Radio tests out so far so good. 

I rotated the tires, installed new studs on the curbside, and rotated the tires. New rubber all around.

Next is a new squeeze bulb and hose. I have the part, but it came with a new connector set, male and female. So I need to change out the connector on the engine before cutting the hose to length and installing it. Should be a 10 minute job.

That should be the last maintenance work, unless I invent more jobs to do before the maiden voyage two weekends from now.


----------



## kroppe

Installed the squeeze bulb and hose assembly. The new fitting is common with the fitting on my newer 9.9 kicker motor. Now both motors take the same fuel hose connection, so I can interchange fuel tanks. The main benefit is that now I can run the kicker off the main in-hull fuel tank if I wanted to. A small increase in redundancy/safety which is nice.

Replaced fuel supply hoses inside the engine from the external supply to the two mechanical fuel pumps. I'm pretty happy about that. 4 hoses are left, feeding each of the 4 carbs. Each hose is about 6 inches long. They are tricky to access because the carb end is buried between the intake manifold runners. I need to plan the attack carefully, because I want to avoid the situation where I tear into it and can't get the job finished. It's Swiss watch work.


----------



## John Hine

kroppe said:


> Installed the squeeze bulb and hose assembly. The new fitting is common with the fitting on my newer 9.9 kicker motor. Now both motors take the same fuel hose connection, so I can interchange fuel tanks. The main benefit is that now I can run the kicker off the main in-hull fuel tank if I wanted to. A small increase in redundancy/safety which is nice.
> 
> Replaced fuel supply hoses inside the engine from the external supply to the two mechanical fuel pumps. I'm pretty happy about that. 4 hoses are left, feeding each of the 4 carbs. Each hose is about 6 inches long. They are tricky to access because the carb end is buried between the intake manifold runners. I need to plan the attack carefully, because I want to avoid the situation where I tear into it and can't get the job finished. It's Swiss watch work.

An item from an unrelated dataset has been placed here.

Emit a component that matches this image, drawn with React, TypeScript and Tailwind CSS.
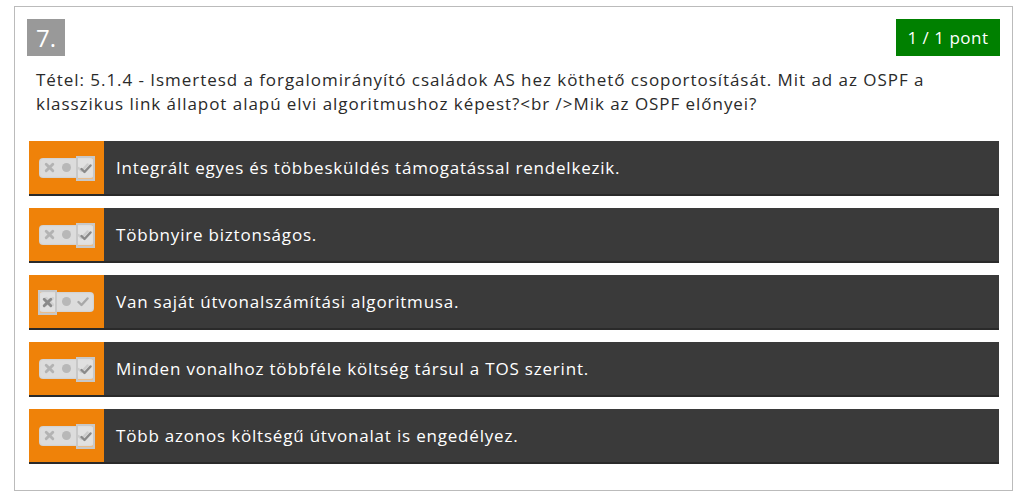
const answers = [
  { text: "Integrált egyes és többesküldés támogatással rendelkezik.", state: "yes" },
  { text: "Többnyire biztonságos.", state: "yes" },
  { text: "Van saját útvonalszámítási algoritmusa.", state: "no" },
  { text: "Minden vonalhoz többféle költség társul a TOS szerint.", state: "yes" },
  { text: "Több azonos költségű útvonalat is engedélyez.", state: "yes" },
];

function Toggle({ state }: { state: string }) {
  return (
    <div className="relative w-[55px] h-[20px] rounded-[4px] bg-[#dcdcdc] shadow-[inset_0_0_2px_rgba(0,0,0,0.15)]">
      <div className="absolute inset-0 flex items-center justify-between px-[5px]">
        <svg width="11" height="11" viewBox="0 0 10 10">
          <path d="M2 2 L8 8 M8 2 L2 8" stroke="#b3b3b3" strokeWidth="2.6" strokeLinecap="round" />
        </svg>
        <span className="w-[9px] h-[9px] rounded-full bg-[#b8b8b8]" />
        <svg width="12" height="11" viewBox="0 0 12 10">
          <path d="M1.5 5.5 L4.5 8.5 L10.5 2" stroke="#a8a8a8" strokeWidth="2.4" fill="none" strokeLinecap="round" strokeLinejoin="round" />
        </svg>
      </div>
      {state === "yes" ? (
        <div className="absolute right-[-1px] top-[-2px] w-[19px] h-[25px] border-2 border-[#c8c8c8] bg-[#e4e4e4]/60 flex items-center justify-center">
          <svg width="12" height="11" viewBox="0 0 12 10">
            <path d="M1.5 5.5 L4.5 8.5 L10.5 2" stroke="#8a8a8a" strokeWidth="2.4" fill="none" strokeLinecap="round" strokeLinejoin="round" />
          </svg>
        </div>
      ) : (
        <div className="absolute left-[-1px] top-[-2px] w-[19px] h-[25px] border-2 border-[#c8c8c8] bg-[#e4e4e4]/60 flex items-center justify-center">
          <svg width="11" height="11" viewBox="0 0 10 10">
            <path d="M2 2 L8 8 M8 2 L2 8" stroke="#8a8a8a" strokeWidth="2.6" strokeLinecap="round" />
          </svg>
        </div>
      )}
    </div>
  );
}

export default function App() {
  return (
    <div className="w-[1021px] h-[498px] bg-white pt-[6px] pl-[14px] font-['Open_Sans',sans-serif]">
      <div className="w-[999px] h-[485px] border border-[#bbbbbb] px-[12px] pt-[12px]">
        <div className="flex justify-between items-start">
          <span className="flex items-center justify-center w-[38px] h-[37px] bg-[#999999] text-white text-[24px] leading-none">
            7.
          </span>
          <span className="flex items-center justify-center w-[104px] h-[37px] bg-[#008000] text-white text-[17px] tracking-[0.5px]">
            1 / 1 pont
          </span>
        </div>
        <p className="mt-[12px] pl-[9px] pr-[30px] text-[17px] leading-[24px] tracking-[0.95px] text-[#2a2a2a]">
          Tétel: 5.1.4 - Ismertesd a forgalomirányító családok AS hez köthető csoportosítását. Mit ad az OSPF a klasszikus link állapot alapú elvi algoritmushoz képest?&lt;br /&gt;Mik az OSPF előnyei?
        </p>
        <div className="mt-[25px] ml-[2px] mr-[1px] flex flex-col gap-[12px]">
          {answers.map((a) => (
            <div key={a.text} className="flex h-[55px] bg-[#3a3a3a] border-b-2 border-[#2a2a2a]">
              <div className="w-[75px] bg-[#ef8209] flex items-center justify-center">
                <Toggle state={a.state} />
              </div>
              <div className="flex items-center pl-[12px] text-white text-[17px] tracking-[0.8px]">{a.text}</div>
            </div>
          ))}
        </div>
      </div>
    </div>
  );
}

Good work!! Almost time to splash her!!


----------



## kroppe

Yes John it’s almost time. I want to fire the main engine before the trip. The maintenance and repairs are done for now. I can keep inventing jobs to do, but for now the boat and trailer are in good shape.


----------



## BumpRacerX

Anyone have a checklist they use before the first launch of the year? My spring is stone cold jammed up between building a new house and training for canoe racing. But I might have time to pull the retro starcraft out of the garage tomorrow afternoon to fire it up on the muffs for the first time. 

Messed up and didn't Stabil the fuel, so I know right off the bad I'm going to dump what's left in the tank into the lawn mower jug and start with fresh rec 90. Probably drain, pressure check the lower unit and refill. Didn't do it end of last year as it held pressure fine and only put 4 hours on before I put it up for the last time last fall (caught a slight leak that I handled).


----------



## kroppe

Yes, I have a very, very long list I run through each year. Probably half of the items don't need work, they are just checks. The other half needs work, it could be as simple as cleaning or tightening a loose screw, or it could be replacing batteries, VHF radio, wheel studs, or re-plumbing the fuel system.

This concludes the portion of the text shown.